Bitcoin dropped to approximately $79,238 over the past 24 hours, recording a 1.6% decline as investors responded to a wave of macroeconomic uncertainty spreading across global financial markets.
The pullback followed rising inflation concerns in the United States, where stronger producer price data increased fears that central banks may delay future interest-rate reductions. At the same time, climbing oil prices and geopolitical tensions added further pressure to already fragile risk appetite.
Traders reacted quickly.
Profit-taking accelerated near recent highs, while leveraged long positions faced increasing liquidation pressure as Bitcoin lost one of its most closely watched psychological support levels. The broader crypto market also experienced elevated volatility as capital rotated toward safer assets amid growing uncertainty.
Even with the decline, many market observers believe the current correction remains relatively controlled compared to previous cycles. Institutional participation inside the digital asset sector continues expanding, while regulatory developments in the United States are keeping long-term optimism alive among major investors.
Market attention is now heavily focused on liquidity conditions and monetary policy expectations.
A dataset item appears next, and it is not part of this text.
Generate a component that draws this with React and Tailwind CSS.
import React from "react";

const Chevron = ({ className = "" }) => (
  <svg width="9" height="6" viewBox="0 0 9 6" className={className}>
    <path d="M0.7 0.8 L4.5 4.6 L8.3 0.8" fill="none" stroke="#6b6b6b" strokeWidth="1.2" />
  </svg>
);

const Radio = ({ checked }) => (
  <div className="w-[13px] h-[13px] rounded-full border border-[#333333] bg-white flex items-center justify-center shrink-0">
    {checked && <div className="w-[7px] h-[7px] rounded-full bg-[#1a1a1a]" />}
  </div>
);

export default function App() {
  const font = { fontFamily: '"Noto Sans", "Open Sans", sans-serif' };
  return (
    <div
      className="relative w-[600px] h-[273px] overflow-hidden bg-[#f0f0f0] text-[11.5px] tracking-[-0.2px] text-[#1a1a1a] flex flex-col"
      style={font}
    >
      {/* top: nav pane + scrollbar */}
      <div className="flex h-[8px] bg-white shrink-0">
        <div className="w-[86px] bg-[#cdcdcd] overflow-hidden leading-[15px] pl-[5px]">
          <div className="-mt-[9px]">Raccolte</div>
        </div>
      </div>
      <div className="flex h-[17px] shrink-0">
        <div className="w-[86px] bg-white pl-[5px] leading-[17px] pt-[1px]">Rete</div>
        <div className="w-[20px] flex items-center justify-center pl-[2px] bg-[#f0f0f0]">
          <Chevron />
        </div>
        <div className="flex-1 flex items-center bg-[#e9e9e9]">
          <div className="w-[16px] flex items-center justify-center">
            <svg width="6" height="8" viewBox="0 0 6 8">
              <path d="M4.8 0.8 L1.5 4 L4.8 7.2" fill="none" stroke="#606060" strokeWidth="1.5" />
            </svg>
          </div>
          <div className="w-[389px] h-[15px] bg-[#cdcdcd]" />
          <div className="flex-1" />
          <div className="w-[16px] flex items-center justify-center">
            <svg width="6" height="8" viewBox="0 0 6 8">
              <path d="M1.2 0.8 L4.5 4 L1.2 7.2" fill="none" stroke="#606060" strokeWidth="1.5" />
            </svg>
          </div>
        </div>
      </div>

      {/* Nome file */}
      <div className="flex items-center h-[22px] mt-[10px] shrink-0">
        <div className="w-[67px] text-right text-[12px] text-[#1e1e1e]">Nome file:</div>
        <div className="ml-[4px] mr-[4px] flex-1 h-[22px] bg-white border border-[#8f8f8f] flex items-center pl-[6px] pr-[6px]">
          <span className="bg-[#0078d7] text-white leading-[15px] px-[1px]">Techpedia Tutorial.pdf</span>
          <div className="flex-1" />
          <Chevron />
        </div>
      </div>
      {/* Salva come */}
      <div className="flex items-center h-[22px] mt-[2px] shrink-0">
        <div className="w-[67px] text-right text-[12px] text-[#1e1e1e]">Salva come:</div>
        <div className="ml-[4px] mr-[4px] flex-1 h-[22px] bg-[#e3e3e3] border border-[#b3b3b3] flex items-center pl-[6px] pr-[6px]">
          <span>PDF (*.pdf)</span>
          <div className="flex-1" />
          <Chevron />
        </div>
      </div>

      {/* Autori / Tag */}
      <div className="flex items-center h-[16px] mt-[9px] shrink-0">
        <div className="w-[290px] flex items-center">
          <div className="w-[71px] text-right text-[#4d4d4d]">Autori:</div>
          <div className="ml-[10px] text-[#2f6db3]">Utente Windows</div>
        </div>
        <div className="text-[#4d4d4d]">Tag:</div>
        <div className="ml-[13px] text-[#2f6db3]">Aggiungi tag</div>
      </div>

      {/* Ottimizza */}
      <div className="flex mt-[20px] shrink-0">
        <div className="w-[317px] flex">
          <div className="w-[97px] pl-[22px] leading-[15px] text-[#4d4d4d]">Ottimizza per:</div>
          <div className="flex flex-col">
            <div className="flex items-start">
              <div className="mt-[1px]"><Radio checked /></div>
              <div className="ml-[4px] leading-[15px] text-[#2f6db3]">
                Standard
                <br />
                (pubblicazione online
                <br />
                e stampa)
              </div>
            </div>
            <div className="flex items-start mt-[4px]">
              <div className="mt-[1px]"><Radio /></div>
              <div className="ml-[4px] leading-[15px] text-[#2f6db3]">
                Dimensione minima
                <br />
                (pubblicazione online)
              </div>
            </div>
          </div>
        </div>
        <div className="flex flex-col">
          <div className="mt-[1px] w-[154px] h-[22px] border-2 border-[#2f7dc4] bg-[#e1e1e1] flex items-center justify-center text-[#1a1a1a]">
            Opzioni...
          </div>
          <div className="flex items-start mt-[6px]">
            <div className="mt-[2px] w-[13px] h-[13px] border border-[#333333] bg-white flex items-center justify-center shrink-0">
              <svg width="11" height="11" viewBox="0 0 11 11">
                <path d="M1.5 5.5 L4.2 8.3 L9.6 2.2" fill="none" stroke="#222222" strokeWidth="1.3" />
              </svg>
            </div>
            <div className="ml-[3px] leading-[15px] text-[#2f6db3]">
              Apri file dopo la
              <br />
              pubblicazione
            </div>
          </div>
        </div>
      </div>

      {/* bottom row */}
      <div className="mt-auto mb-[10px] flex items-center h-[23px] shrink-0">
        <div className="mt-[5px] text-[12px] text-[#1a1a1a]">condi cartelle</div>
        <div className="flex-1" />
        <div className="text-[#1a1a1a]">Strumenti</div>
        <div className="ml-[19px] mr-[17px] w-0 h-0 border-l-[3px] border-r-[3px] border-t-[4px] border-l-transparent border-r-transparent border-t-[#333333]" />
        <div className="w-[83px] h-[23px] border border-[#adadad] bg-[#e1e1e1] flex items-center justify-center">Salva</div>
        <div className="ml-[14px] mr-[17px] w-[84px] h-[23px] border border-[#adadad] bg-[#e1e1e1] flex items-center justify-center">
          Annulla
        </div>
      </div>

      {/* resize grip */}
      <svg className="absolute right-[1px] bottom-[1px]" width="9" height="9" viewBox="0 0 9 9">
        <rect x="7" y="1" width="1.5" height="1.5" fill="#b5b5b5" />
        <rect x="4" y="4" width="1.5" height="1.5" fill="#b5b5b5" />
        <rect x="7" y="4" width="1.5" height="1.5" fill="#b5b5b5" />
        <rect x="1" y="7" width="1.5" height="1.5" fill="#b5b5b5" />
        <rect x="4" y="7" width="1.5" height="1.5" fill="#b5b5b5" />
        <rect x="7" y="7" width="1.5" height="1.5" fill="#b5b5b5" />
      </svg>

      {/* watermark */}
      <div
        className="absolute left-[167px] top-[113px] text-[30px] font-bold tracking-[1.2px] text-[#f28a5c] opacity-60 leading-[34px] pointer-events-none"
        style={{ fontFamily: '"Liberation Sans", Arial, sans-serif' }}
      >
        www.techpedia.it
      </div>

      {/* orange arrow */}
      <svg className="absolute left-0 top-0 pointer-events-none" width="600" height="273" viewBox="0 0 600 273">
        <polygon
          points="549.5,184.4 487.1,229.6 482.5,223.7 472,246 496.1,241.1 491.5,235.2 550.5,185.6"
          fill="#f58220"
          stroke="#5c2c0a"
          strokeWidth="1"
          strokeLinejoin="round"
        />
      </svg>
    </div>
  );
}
Bitcoin has become increasingly sensitive to macroeconomic shifts, particularly those tied to inflation, interest rates, and global capital flows.
Some analysts argue that short-term weakness could simply reflect a healthy market reset after an extended rally, especially as traders reposition ahead of major political and regulatory developments expected over the coming weeks.
The coming days will likely be crucial for determining whether Bitcoin can quickly reclaim lost momentum or whether broader macro pressure pushes the market into a deeper consolidation phase.